A quick glance at the most recent inflation numbers from Statistics Canada confirms why this might be happening. Inflation decreased in June for the first time since 1994—but in the 12 months to this June, food prices were up 5.5%, during a recession, when the key cost in the agriculture sector—energy—was falling.
The story in the U.S. is the same. According to a recent report from Benjamin Tal of CIBC World Markets Inc., food inflation stateside is still running at a “red hot” 5%. What’s more, the gap between food inflation and core inflation is the widest seen since the food crisis of the 1970s (with the exception of 2004). That is puzzling. The trend for the past 40 years has been that food inflation leads the inflation cycle by four or five months. According to that pattern, we should have seen food prices come down before energy prices did in this cycle. But that didn’t happen. And that, says Tal, suggests there is a bigger trend at play here. “Clearly there are some structural shifts going on that are overwhelming the cyclical forces that would normally prevail over food inflation in the midst of one of the deepest postwar recessions on record.”
He’s referring to global macroeconomic shifts in how we consume. Improvements in agricultural energy intensity (the amount of energy needed to grow a given amount of crops) has fallen from 4.5% in the 1980s to 0.5% today. At the same time, there has also been a massive shift to a more western, middle-class diet in the rapidly expanding Chinese and Indian economies. Tal says that consumption of meat has risen from 27 kilograms per capita in the ’70s to 40.5 kg today. That puts a significant strain on the global grain supply, as it takes a lot of grain to produce meat. And let’s not forget new demand from the biofuel industry. According to a report released last July by the Conference Board of Canada, the 80% rise in the price of agricultural commodities from 2005–2008 was not a matter of speculation, but rather hoarding and ethanol production in the U.S., where one-third of the corn crop is going to biofuels.

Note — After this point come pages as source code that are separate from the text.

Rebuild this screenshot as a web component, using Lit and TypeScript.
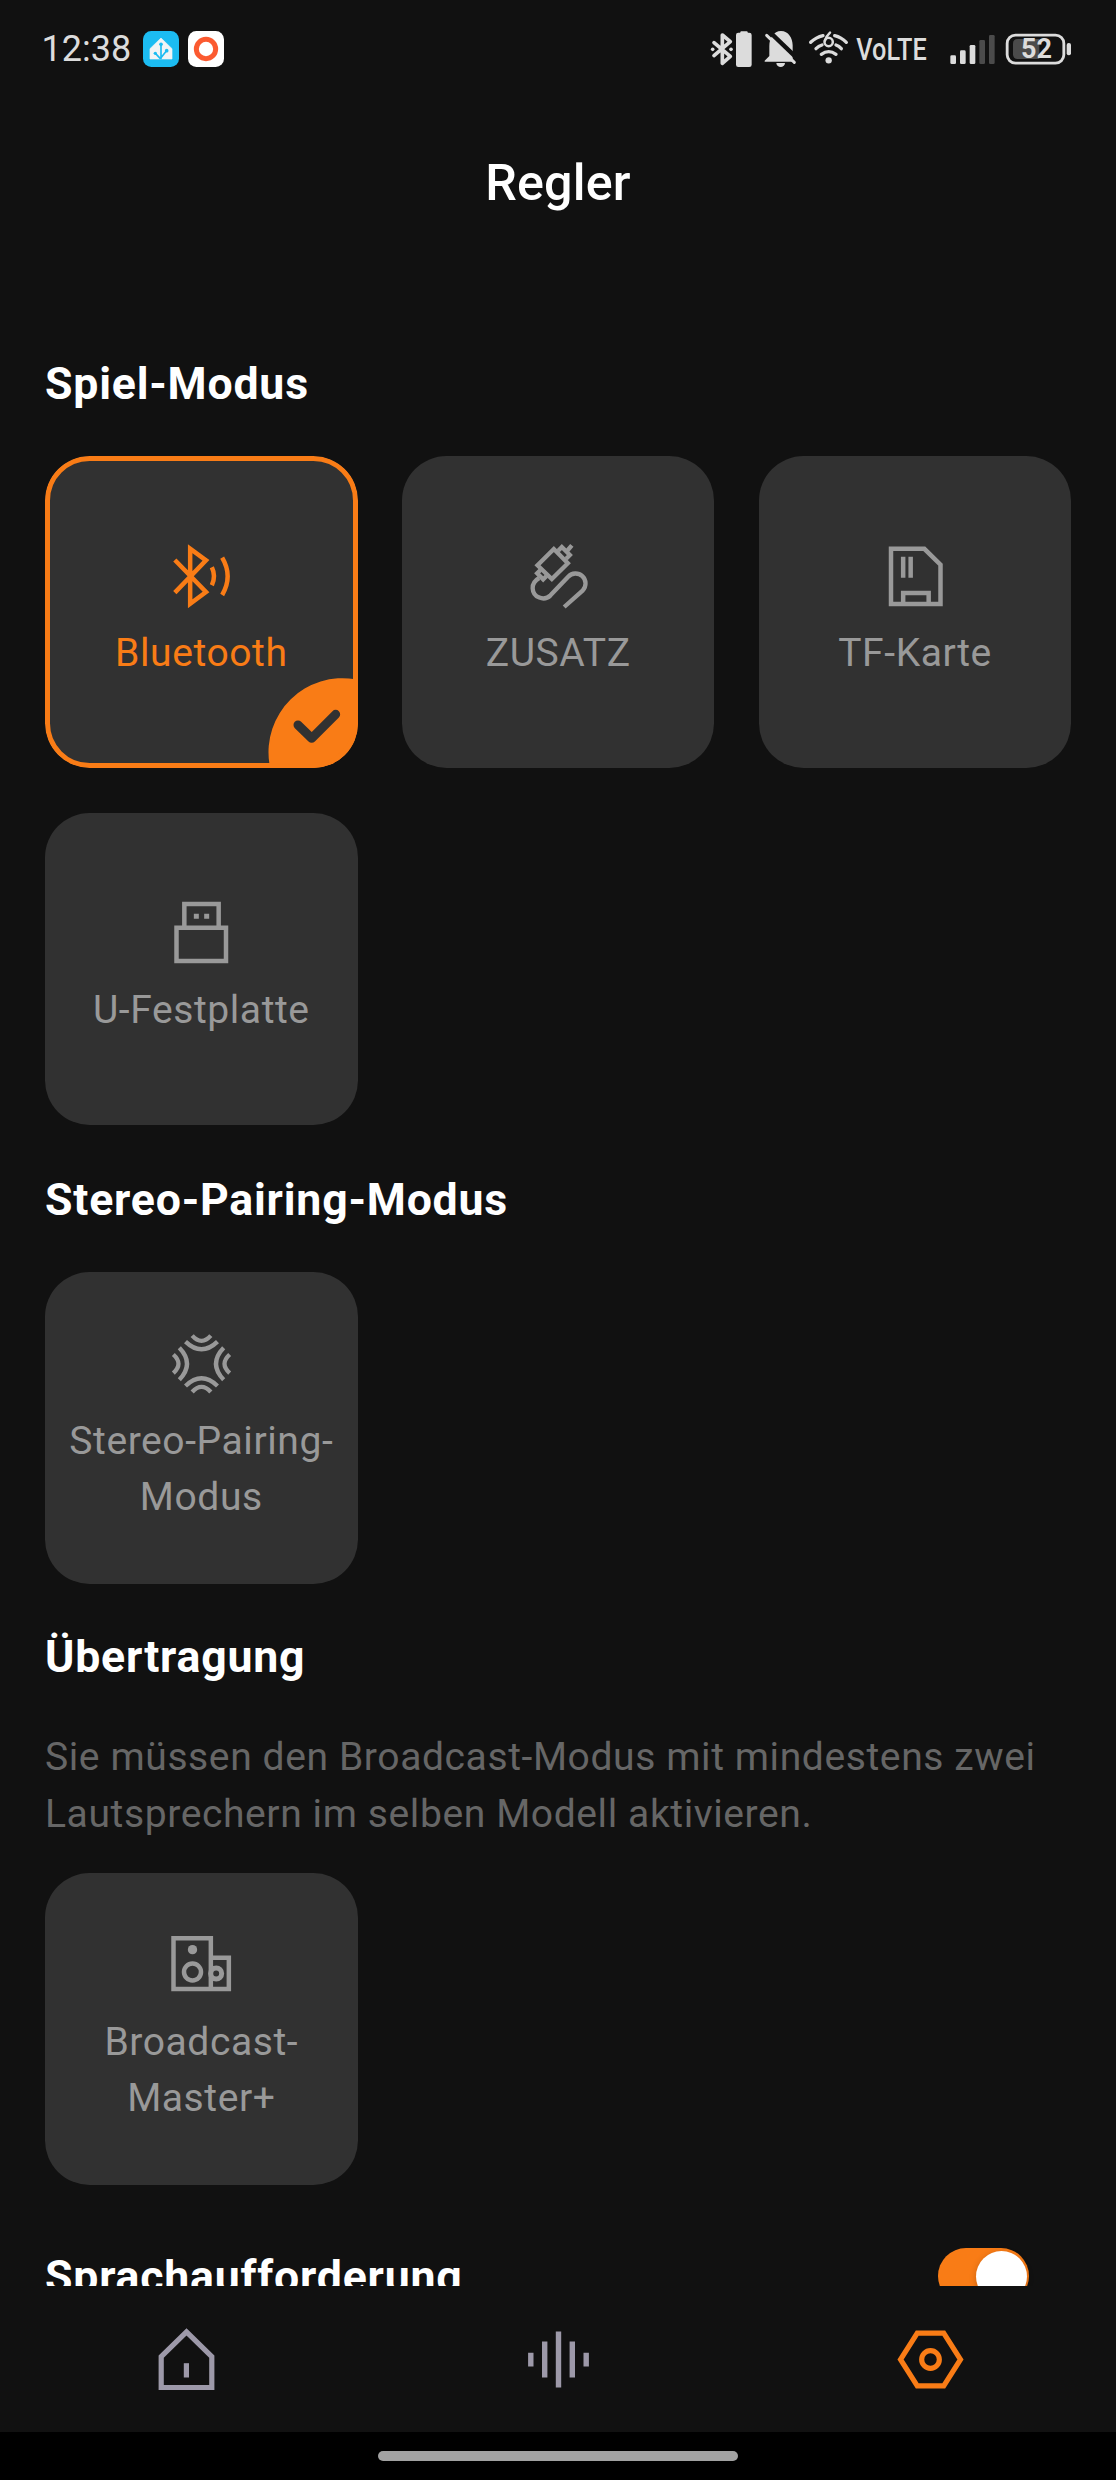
import { LitElement, html, css, svg, nothing } from "lit";
import { customElement, property } from "lit/decorators.js";
import { classMap } from "lit/directives/class-map.js";

const statusIcons = {
  bluetooth: svg`<svg width="48.33" height="42" viewBox="90 54 145 126">
    <path d="M102 98 L151 139 L127 160 V75 L151 95 L102 137" fill="none" stroke="#dcdcdc" stroke-width="11" stroke-linejoin="round" stroke-linecap="round"/>
    <circle cx="98" cy="118" r="5.5" fill="#dcdcdc"/><circle cx="153" cy="118" r="5.5" fill="#dcdcdc"/>
    <rect x="168" y="68" width="47" height="103" rx="7" fill="#dcdcdc"/><rect x="181" y="64" width="22" height="10" rx="3" fill="#dcdcdc"/></svg>`,
  bell: svg`<svg width="44" height="42" viewBox="235 54 132 126">
    <path d="M255 155 V152 L269 138 V108 C269 84 282 63 304 63 C326 63 339 84 339 106 V155 Z" fill="#dcdcdc"/>
    <path d="M262 58 L362 154" stroke="#111" stroke-width="13"/>
    <path d="M261 76 L344 157" stroke="#dcdcdc" stroke-width="9" stroke-linecap="round"/>
    <path d="M290 159 H316 A13 12 0 0 1 290 159" fill="#dcdcdc"/></svg>`,
  wifi: svg`<svg width="49.67" height="42" viewBox="367 54 149 126">
    <g fill="none" stroke="#dcdcdc" stroke-width="10" stroke-linecap="round">
    <path d="M393 97 Q409 82 430 77"/><path d="M465 77 Q485 82 500 97"/>
    <path d="M409 116 Q417 108 427 105"/><path d="M469 105 Q478 108 485 116"/>
    <path d="M425 133 Q447 117 469 133"/></g>
    <circle cx="447" cy="96" r="12.5" fill="none" stroke="#dcdcdc" stroke-width="7.5"/>
    <path d="M436 92 Q440 78 451 68" fill="none" stroke="#dcdcdc" stroke-width="7.5" stroke-linecap="round"/>
    <circle cx="447" cy="151" r="9.5" fill="#dcdcdc"/></svg>`,
  volte: svg`<svg class="spill" width="86" height="42" viewBox="516 54 258 126">
    <text x="529" y="149.5" textLength="211" lengthAdjust="spacingAndGlyphs" font-family="Roboto, sans-serif" font-size="92" font-weight="500" fill="#dcdcdc">VoLTE</text></svg>`,
  signal: svg`<svg width="62" height="42" viewBox="774 54 186 126">
    <g fill="#dcdcdc"><rect x="811" y="136" width="17" height="26" rx="4"/><rect x="840" y="121" width="17" height="41" rx="4"/><rect x="869" y="105" width="17" height="57" rx="4"/></g>
    <g fill="#4b4b4b"><rect x="898" y="90" width="17" height="72" rx="4"/><rect x="927" y="75" width="17" height="87" rx="4"/></g></svg>`,
  battery: svg`<svg class="spill" width="72" height="42" viewBox="960 54 216 126">
    <rect x="981.5" y="75.5" width="170" height="84" rx="25" fill="none" stroke="#dcdcdc" stroke-width="8.5"/>
    <path d="M1013 87 H1078 V147 H1013 Q999 147 999 133 V101 Q999 87 1013 87Z" fill="#4b4b4b"/>
    <rect x="1160" y="99" width="13" height="37" rx="6" fill="#dcdcdc"/>
    <text x="1069.5" y="144.5" text-anchor="middle" font-family="Roboto, sans-serif" font-size="81" font-weight="700" fill="#dcdcdc">52</text></svg>`,
};

const appIcons = {
  home: svg`<svg width="36" height="36" viewBox="429 93 108 108">
    <rect x="429" y="93" width="108" height="108" rx="25" fill="#1cbcf2"/>
    <path d="M483 114 L516 146 V177 H450 V146 Z" fill="#f2f4f5" stroke="#f2f4f5" stroke-width="2" stroke-linejoin="round"/>
    <path d="M483 178 V134 M483 173 L499 153 M481 176 L467 161" stroke="#1cbcf2" stroke-width="5" fill="none"/>
    <g fill="#1cbcf2"><circle cx="483" cy="133" r="5.5"/><circle cx="500" cy="152" r="5.5"/><circle cx="466" cy="160" r="5"/></g></svg>`,
  ring: svg`<svg width="36" height="36" viewBox="564 93 108 108">
    <rect x="564" y="93" width="108" height="108" rx="25" fill="#fff"/>
    <circle cx="618" cy="147" r="29" fill="none" stroke="#fb5a30" stroke-width="15"/></svg>`,
};

const modeIcons = {
  bluetooth: svg`<svg width="67" height="67" viewBox="413.5 310 201 201" fill="none" stroke="currentColor" stroke-width="13.5" stroke-miterlimit="8">
    <path d="M434 361 L527.5 457 L480 492.5 V327 L527.5 362 L434 459"/>
    <path d="M545 383 Q558 410 545 437"/><path d="M576 354 Q609 410 576 466"/></svg>`,
  aux: svg`<svg width="67" height="67" viewBox="403.5 310 201 201" fill="none" stroke="currentColor" stroke-width="13">
    <path d="M441 377 L490 328 L532 371 L484 418 Z"/>
    <path d="M503 333 L514 322 L538 346 L527 357 M527 337 L544 317"/>
    <path d="M450 391 L440 401 L458 419 L468 409"/>
    <path d="M446 415 C432 423 426 434 426.5 446 A31.5 31.5 0 0 0 480 467 L533 411 A30 30 0 0 1 577 452 L521 502"/></svg>`,
  card: svg`<svg width="67" height="67" viewBox="395 310 201 201" fill="none" stroke="currentColor" stroke-width="13.5">
    <path d="M422 327.5 H522 L570.5 375 V493 H422 Z"/>
    <path d="M458.5 351 V414 M481 351 V414 M458.5 493 V460 H535 V493"/></svg>`,
  usb: svg`<svg width="67" height="67" viewBox="413.5 301 201 201" fill="none" stroke="currentColor" stroke-width="13.5">
    <path d="M439 384.5 H587.5 V484 H439 Z M462.5 384.5 V313 H565.5 V384.5"/>
    <path d="M491 349.5 H506 M522 349.5 H537" stroke-width="15"/></svg>`,
  stereo: svg`<svg width="67" height="67" viewBox="413.5 514 201 201" fill="none" stroke="currentColor" stroke-width="13">
    ${[0, 90, 180, 270].map(
      (angle) => svg`<g transform="rotate(${angle} 514 612.5)"><path d="M486 528 Q514 559 542 528"/><path d="M466 546 Q514 592 562 546"/></g>`
    )}</svg>`,
  broadcast: svg`<svg width="67" height="67" viewBox="413.5 218 201 201" fill="none" stroke="currentColor" stroke-width="13.5">
    <path d="M430 237 H542 V389 H430 Z M542 295.5 H596 V389 H542"/>
    <circle cx="487" cy="271" r="14" fill="currentColor" stroke="none"/>
    <circle cx="487" cy="338" r="25.5"/><circle cx="558" cy="342.5" r="16.5" stroke-width="15"/></svg>`,
};

const navIcons = [
  svg`<svg width="67" height="67" viewBox="152.5 2325.5 67 67" fill="none" stroke="currentColor" stroke-width="5.2">
    <path d="M186 2331.3 L211.3 2356.2 V2387 H160.7 V2356.2 Z"/><path d="M185.9 2362.7 V2377"/></svg>`,
  svg`<svg width="67" height="67" viewBox="524.5 2325.5 67 67" fill="none" stroke="currentColor" stroke-width="5.4">
    <path d="M530.3 2352.2 V2366 M544.2 2341 V2377 M558 2331 V2387 M571.8 2341 V2377 M585.7 2352.2 V2366"/></svg>`,
  svg`<svg width="67" height="67" viewBox="289.5 316.5 201 201" fill="none" stroke="currentColor" stroke-width="15.5">
    <path d="M350.3 338 H429.7 L480 417 L429.7 496 H350.3 L300 417 Z"/><circle cx="390" cy="417" r="26.5"/></svg>`,
];

@customElement("mode-card")
class ModeCard extends LitElement {
  @property() label = "";
  @property({ type: Boolean }) selected = false;
  @property({ attribute: false }) icon: unknown = nothing;

  static styles = css`
    :host { display: block; }
    .card {
      box-sizing: border-box; position: relative; overflow: hidden;
      width: 312.6px; height: 312.48px; border-radius: 44.64px;
      background: #313131; color: #999;
      display: flex; flex-direction: column; align-items: center; justify-content: center; gap: 15.4px;
      padding: 0 12px;
    }
    .on { color: #f97c16; }
    .on::after {
      content: ""; position: absolute; inset: 0; border: 5px solid #f97c16; border-radius: inherit;
    }
    svg { display: block; flex: none; }
    .label { font-size: 39.06px; line-height: 56px; letter-spacing: 0.57px; text-align: center; }
    .badge { position: absolute; right: 0; bottom: 0; }
  `;

  render() {
    return html`<div class=${classMap({ card: true, on: this.selected })}>
      ${this.icon}
      <div class="label">${this.label}</div>
      ${this.selected
        ? svg`<svg class="badge" width="90" height="90" viewBox="713 715 270 270">
            <path d="M717 985 V971 A222 222 0 0 1 975 719 H983 V985 Z" fill="#f97c16"/>
            <path d="M803 856 L844 896 L916 824" fill="none" stroke="#313131" stroke-width="27" stroke-linecap="round" stroke-linejoin="round"/></svg>`
        : nothing}
    </div>`;
  }
}

@customElement("app-root")
class AppRoot extends LitElement {
  static styles = css`
    :host {
      display: flex; flex-direction: column; width: 1116px; height: 2480px; overflow: hidden;
      background: #111; color: #fff; font-family: Roboto, "Liberation Sans", sans-serif;
    }
    svg { display: block; flex: none; }
    .spill { overflow: visible; }
    .status {
      flex: none; height: 98px; box-sizing: border-box; padding: 0 44px 0 41.5px;
      display: flex; align-items: center; justify-content: space-between; color: #dcdcdc;
    }
    .left { display: flex; align-items: center; gap: 9px; }
    .time { font-size: 36px; line-height: 42px; width: 92.5px; white-space: nowrap; }
    .icons { display: flex; }
    .title {
      flex: none; height: 168px; display: flex; align-items: center; justify-content: center;
      font-size: 50.22px; font-weight: 500; margin: 0; letter-spacing: 0.2px;
    }
    .content { flex: 1; min-height: 0; overflow: hidden; padding: 84.7px 0 0 45px; }
    h2 { margin: 0; font-size: 44.64px; line-height: 67px; font-weight: 700; letter-spacing: 0.79px; }
    .grid {
      display: grid; grid-template-columns: repeat(3, 312.6px); gap: 44.5px 44.3px;
      margin: 38.3px 0 41.2px;
    }
    .pairing { margin-bottom: 40px; }
    .note {
      margin: 37.5px 0 0; width: 1040px; color: #666;
      font-size: 39.06px; line-height: 56.8px; letter-spacing: 0.59px;
    }
    .tight { margin-top: 30.4px; margin-bottom: 59px; }
    .row { display: flex; justify-content: space-between; padding-right: 86.7px; }
    .toggle {
      width: 91.3px; height: 55.8px; border-radius: 28px; background: #f97c16; margin-top: 4px;
      box-sizing: border-box; padding: 2.5px; display: flex; justify-content: flex-end;
    }
    .thumb { width: 51px; height: 51px; border-radius: 50%; background: #fff; box-shadow: 0 2px 7px #0003; }
    .nav {
      flex: none; height: 146px; display: grid; grid-template-columns: repeat(3, 1fr);
      align-items: center; justify-items: center; color: #9d99a9;
    }
    .active { color: #f97c16; }
    .gesture { flex: none; height: 48px; background: #000; display: flex; justify-content: center; align-items: center; }
    .pill { width: 360px; height: 9.5px; border-radius: 5px; background: #a2a2a2; }
  `;

  render() {
    return html`
      <div class="status">
        <div class="left"><span class="time">12:38</span>${appIcons.home}${appIcons.ring}</div>
        <div class="icons">${statusIcons.bluetooth}${statusIcons.bell}${statusIcons.wifi}${statusIcons.volte}${statusIcons.signal}${statusIcons.battery}</div>
      </div>
      <h1 class="title">Regler</h1>
      <div class="content">
        <h2>Spiel-Modus</h2>
        <div class="grid">
          <mode-card label="Bluetooth" selected .icon=${modeIcons.bluetooth}></mode-card>
          <mode-card label="ZUSATZ" .icon=${modeIcons.aux}></mode-card>
          <mode-card label="TF-Karte" .icon=${modeIcons.card}></mode-card>
          <mode-card label="U-Festplatte" .icon=${modeIcons.usb}></mode-card>
        </div>
        <h2>Stereo-Pairing-Modus</h2>
        <div class="grid pairing"><mode-card label="Stereo-Pairing-Modus" .icon=${modeIcons.stereo}></mode-card></div>
        <h2>Übertragung</h2>
        <p class="note">Sie müssen den Broadcast-Modus mit mindestens zwei Lautsprechern im selben Modell aktivieren.</p>
        <div class="grid tight"><mode-card label="Broadcast-Master+" .icon=${modeIcons.broadcast}></mode-card></div>
        <div class="row"><h2>Sprachaufforderung</h2><div class="toggle"><div class="thumb"></div></div></div>
      </div>
      <nav class="nav">
        <span>${navIcons[0]}</span><span>${navIcons[1]}</span><span class="active">${navIcons[2]}</span>
      </nav>
      <div class="gesture"><div class="pill"></div></div>
    `;
  }
}
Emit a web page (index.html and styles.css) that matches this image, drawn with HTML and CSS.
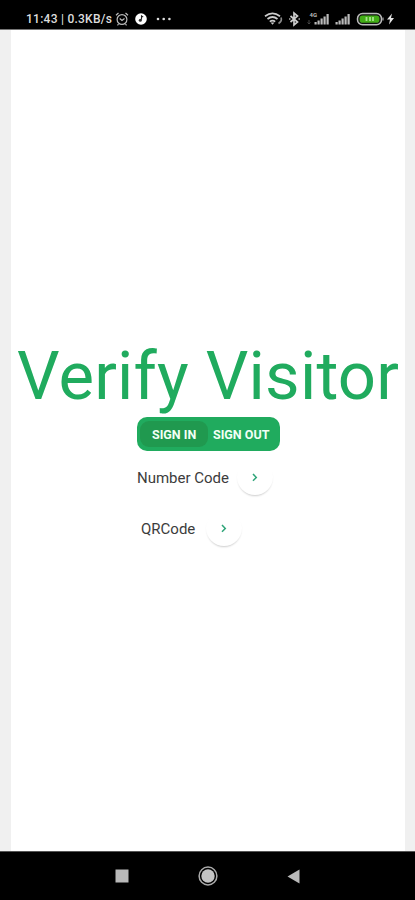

Coxe says he is disappointed to see Obama, the former state senator for the grain state of Illinois, get behind that country’s ethanol program. By directing corn into the gas tanks of the nation, it directs precious supplies away from food markets, sharpening shortages and putting upward pressure on grain prices. “I’d rather pay 50¢ more for a gallon of gas than produce huge amounts of ethanol, which is ethically and morally unjustifiable,” says Coxe. But with no one stepping in the way of the ethanol train, it looks like the boom in farmland is going to be with us for some time yet.What’s more, as Coxe indicates, there is a possibility that prices will experience further upward spikes this fall. Here in Canada, the Canadian Wheat Board reports shipments for the 2008–2009 year ending July 31 are the highest they’ve been since 1999–2000—but intensely dry weather has delayed crop development by a couple of crucial weeks this spring. At the same time, the U.S. Midwest is experiencing its third-coldest July on record, a matter of the current “global cooling” trend caused by low sunspot activity. “The jet stream is over Chicago. It should be much further north at this time of the year,” says Coxe. So while there is a record amount of corn ripening in the Midwest this summer, there is also a real danger of an early frost. That counters the notion of a bountiful crop and bears out Coxe’s concern that grain supply is still not as resilient as it needs to be. “The carryover [the amount of grain left over at the end of the growing season] is still negative. So I don’t think we should stop talking about food policy,” says Coxe. “We are still one bad crop away from trouble.”